Wolf Money(Keppel Corporation)

As promised from my last blog, I did some calculation on Keppel. I have included SPH into my calculation due to the likely completion of takeover by Keppel. The egm for SPH is likely to pass due to management shares having overwhelming voting rights(2 to 1 or 66% vs 33%) over ordinary shareholders. The management are allowed to vote on both resolutions at SPH egm on 10 Sept. I will concentrated on two game changing corporate actions happening at Keppel Corp. First been the takeover of SPH, second the merger of O&M business with Sembmarine and Temasek setting up Asset Co to take over legacy rigs and receivable of Keppel O&M

SPH 

The analyst at cimb had made light work for my research. They have summarised the assets in SPH in one short list. I am in most agreeable to the valuation put on SPH by the analyst except for a few items on the list.


(Thank you to Cimb Research)

The main asset of which I think is under appreciated by the market is sph’s pbsa asset. Recently Mapletree which is another Temasek company bought 4 properties in UK with 917 units of student accommodations at $306m which work out to about 333k per units(I took it as most pbsa are similar in small size so as to achieve higher rental yield per sqft)The locations of pbsa purchase by Mapletree purchases are similar to those of SPH’s pbsa. If we base on 7439 pbsa owned by SPH. That will give you a valuation of close to 2.4b given what Mapletree had paid for pbsa in uk recently. If I apply a 20 percent discount on the units. SPH’s pbsa is still close to 2b worth. I took it further by excluding the value of 258 units of pbsa owned by SPH in Germany. There is a huge shortage of pbsa in UK as students applying for higher learning in UK jumped 2x as compare to last year and the numbers were higher than 2019. Rental are up 15 percent in some accommodations in London. Favourable tailwind is likely to support a higher valuation for pbsa asset.



(Mapletree acquisition of 917 units of pbsa at $306m in UK)


(Soaring demand for accommodations from students drove up rental by 15 percent in London, source Bloomberg)


There are also some other pockets of undervalued asset included three Nassim Road GCB which the analysts valued at around 3k psf. Given the prestigious address at Nassim Road, SPH should have no problem fetching at least 3.5k psf given the wife of Nanoflim ceo bought one GCB along Nassim Road for 4K psf. The value of the 3 GCB is likely closer to 160m vs 133m given value.

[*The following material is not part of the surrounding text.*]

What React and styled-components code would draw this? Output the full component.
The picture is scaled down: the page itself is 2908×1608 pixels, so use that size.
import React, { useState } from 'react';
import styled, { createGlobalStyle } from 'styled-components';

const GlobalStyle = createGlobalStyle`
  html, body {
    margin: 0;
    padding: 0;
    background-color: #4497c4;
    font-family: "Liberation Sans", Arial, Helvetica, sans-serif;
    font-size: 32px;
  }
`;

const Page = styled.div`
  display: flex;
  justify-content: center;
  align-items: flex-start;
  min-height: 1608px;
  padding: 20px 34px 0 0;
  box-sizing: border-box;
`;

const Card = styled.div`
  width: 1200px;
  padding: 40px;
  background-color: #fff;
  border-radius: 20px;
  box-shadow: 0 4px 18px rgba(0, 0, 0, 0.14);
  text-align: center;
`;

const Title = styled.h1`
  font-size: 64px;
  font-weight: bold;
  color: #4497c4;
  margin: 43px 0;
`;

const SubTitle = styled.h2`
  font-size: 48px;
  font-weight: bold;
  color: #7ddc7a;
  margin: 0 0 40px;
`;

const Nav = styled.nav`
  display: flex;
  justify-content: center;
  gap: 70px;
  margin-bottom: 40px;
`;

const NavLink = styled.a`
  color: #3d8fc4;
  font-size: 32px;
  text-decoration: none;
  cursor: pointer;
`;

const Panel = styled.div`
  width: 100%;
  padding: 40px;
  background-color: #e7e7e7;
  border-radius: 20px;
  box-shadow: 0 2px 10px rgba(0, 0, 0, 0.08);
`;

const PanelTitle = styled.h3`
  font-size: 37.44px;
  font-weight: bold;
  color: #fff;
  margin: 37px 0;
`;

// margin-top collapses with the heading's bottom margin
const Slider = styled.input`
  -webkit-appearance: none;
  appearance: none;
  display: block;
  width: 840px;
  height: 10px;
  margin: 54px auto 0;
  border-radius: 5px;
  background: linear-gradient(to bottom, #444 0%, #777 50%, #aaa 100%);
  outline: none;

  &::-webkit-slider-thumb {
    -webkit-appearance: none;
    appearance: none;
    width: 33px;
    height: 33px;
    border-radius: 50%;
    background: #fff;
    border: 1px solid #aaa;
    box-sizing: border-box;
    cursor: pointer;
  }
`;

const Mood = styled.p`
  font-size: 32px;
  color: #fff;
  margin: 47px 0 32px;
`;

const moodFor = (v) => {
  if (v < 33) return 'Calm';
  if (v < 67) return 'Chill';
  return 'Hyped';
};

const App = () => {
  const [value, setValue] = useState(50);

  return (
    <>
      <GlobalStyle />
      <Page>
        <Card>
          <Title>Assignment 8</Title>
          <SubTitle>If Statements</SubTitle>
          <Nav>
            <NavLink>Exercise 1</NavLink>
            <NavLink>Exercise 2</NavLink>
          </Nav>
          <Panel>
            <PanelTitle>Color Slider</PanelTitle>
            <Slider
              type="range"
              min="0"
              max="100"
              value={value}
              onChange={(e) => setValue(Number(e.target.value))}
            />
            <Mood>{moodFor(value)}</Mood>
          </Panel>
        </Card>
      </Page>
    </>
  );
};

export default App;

Another asset which I think is undervalued by the market is the Genting Lane data centre which SPH owned 40 percents. Base on the presentation slide. SPH 16 percent in M1 is valued 300m which leave the Genting Lane GDV(100%) to be around 900m minus 400m which is the cost to development. Development profit 500m x 40 percent = 200m vs 24m given by the analyst. If I apply a 50 percent discount, the Genting Lane data centre is still worth north of 100m. Authority had stop issuing approval on new data centre project in Singapore due to environmental concern which might aid value to the current data centre project.

All in all there is a valuation gap of 600m-700m which is accretive to Keppel Shareholders to a tune of 33c to 38c per Keppel Share base on the current offer of $2.099 for SPH. I didn’t take into account the reversionary interest on Paragon Mall which is a freehold site sold for 99 years into SPH Reit. The takeover deal is conditional to SPH changing its media business into CLG. 

Keppel O&M

The main game changer for Keppel will be the selling of O&M business to Sembmarine. At present point detail are limited. My guess, the combine company should have a market cap of around 4b. If Keppel is taking 10 percent of combine company plus 500m cash plus 700m of debt to be transferred to the new entity. The total deal might work out to be 1.5b-1.6b which is around 1x book of Keppel O&M. Debt to equity will be lowered. Nta will increase by at least 500m

Temasek will be setting up an Asset Co to find investors for the purpose of buying legacy rigs and trade receivable with Keppel in return receiving credit notes. No detail was given. I suspect the ratio to be in form of 20:20:60 split of share in asset co, cash and credit notes to Keppel. Keppel will received up to 750m in cash initially for 3.8B worth of rigs and receivable. The credit notes will be paid progressively once receivable and rigs are received or sold minus the return to investors. This arrangement is especially useful for improving cash flow and lowering of debt profile. Debt to equity is likely to lower down to below 0.6x when the both corporate action are done. I do see Keppel trading towards a minimum value of its 5 years average book value of 1x book value which is around $6.20 on a conservative basis when both deals are done and dusted. Of course fair value will improve further if there are more news on their monetisation program. Management had repeatedly mention about returning capital to shareholders if there are no use for it. All in all not a bad deal for Keppel shareholders.

* Kindly do take note, there are a fair amount guess work or speculation given the detail on O&M merger and Asset Co are few and far between. I strongly urge everyone who is reading this to take it with a pinch of salt. Do your own due diligence. It shouldn’t be taken as a done deal. Just for sharing, no expert view.